Open-ended electronics platforms, advanced robotics, and project-based kits that mirror real engineering workflows provide the most value. Subscription-based engineering kits, such as Crunch Labs (referenced in independent reviewer testing), can sustain engagement across months because each delivery introduces a new mechanical or engineering challenge. The Crunch Labs science and engineering subscription has been noted for engaging children well beyond the target age range — including teenagers who return to it voluntarily.

The Five Core STEM Toy Categories and What Each One Actually Develops

Engineering and Construction Kits

This is the most validated category in the market. Fortune Business Insights confirms these toys "help children understand engineering concepts" while developing spatial awareness, creativity, and problem-solving simultaneously. The best kits introduce real mechanical principles — hydraulics, compression, tension — rather than simply providing stackable components. A hydraulic bridge kit, for example, teaches fluid mechanics through a working mechanism the child can test and observe. A static display model teaches nothing after the first assembly.

Science Experiment Kits

Value in this category depends entirely on whether the experiments are genuinely variable. A kit that walks a child through a fixed sequence to a predetermined outcome is a demonstration, not an experiment. A quality science kit asks the child to form a hypothesis, change a variable, and observe a different result. Thoson describes the best versions as kits that "make chemistry tangible" — the physical reaction is the teaching moment, not the instruction booklet.

Coding and Robotics Kits

Quality varies more in this category than any other. Look for kits where the child arranges actual logic — sequences, conditionals, loops — rather than following a color-coded button sequence with one correct answer. The distinction matters because computational thinking requires encountering failure and debugging, not executing a pre-solved puzzle. Wonder Workshop's Dash robot and similar platforms that allow open-ended mission creation sit on the high end of this spectrum.

Math Manipulatives and Puzzle Toys

Consistently underestimated by parents, this category has among the strongest research support for early mathematics development. Pattern blocks, tangrams, and number-based construction sets develop geometric reasoning and number sense in ways that worksheets cannot replicate.
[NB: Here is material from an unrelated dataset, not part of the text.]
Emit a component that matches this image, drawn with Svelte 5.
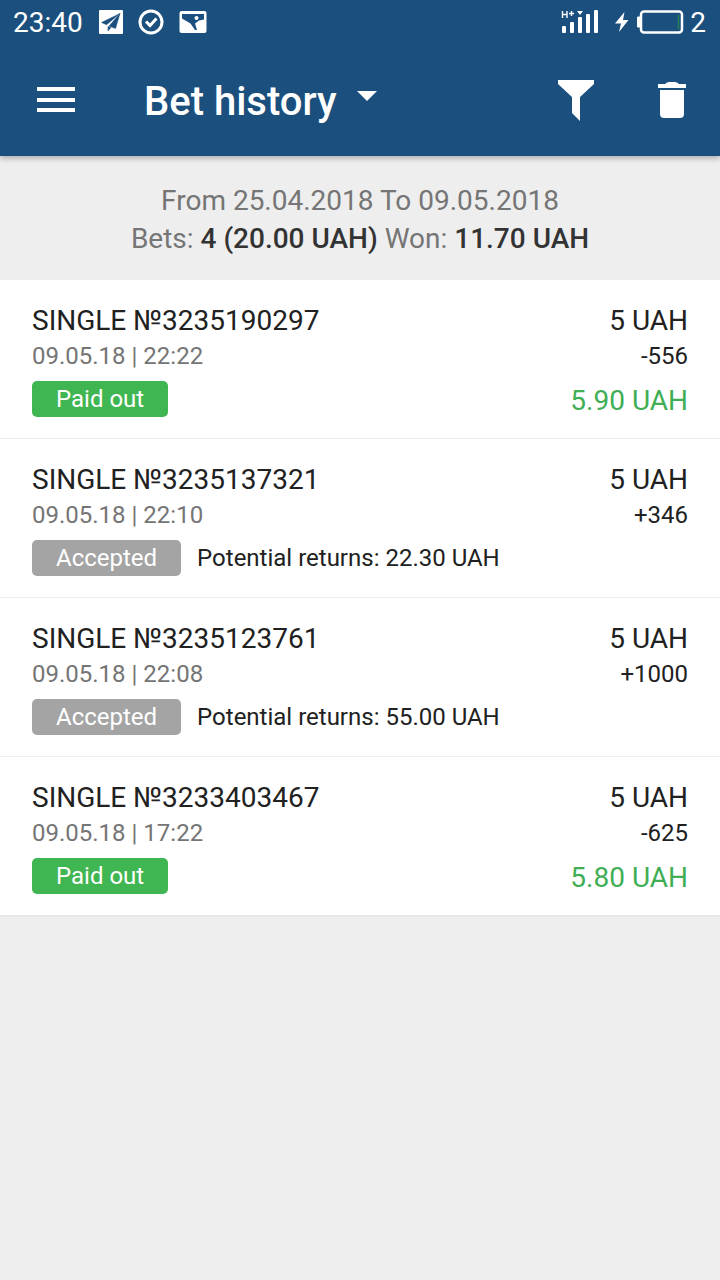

These are also among the most durable and reusable products in the STEM category, making them strong value per dollar over time.

Technology and Electronics Kits

Breadboard-based electronics kits — where the child physically connects components and observes circuit behavior — offer substantially more open-ended value than single-project PCB kits. Marble run sets occupy an interesting hybrid position: they teach momentum, kinetic and potential energy, gravity, slope, speed, and angles through direct physical experimentation, as noted in independent reviewer testing. Magnetiles used alongside marble runs extend the learning further by enabling the child to design their own track configurations. When you combine categories this way, the learning surface expands considerably.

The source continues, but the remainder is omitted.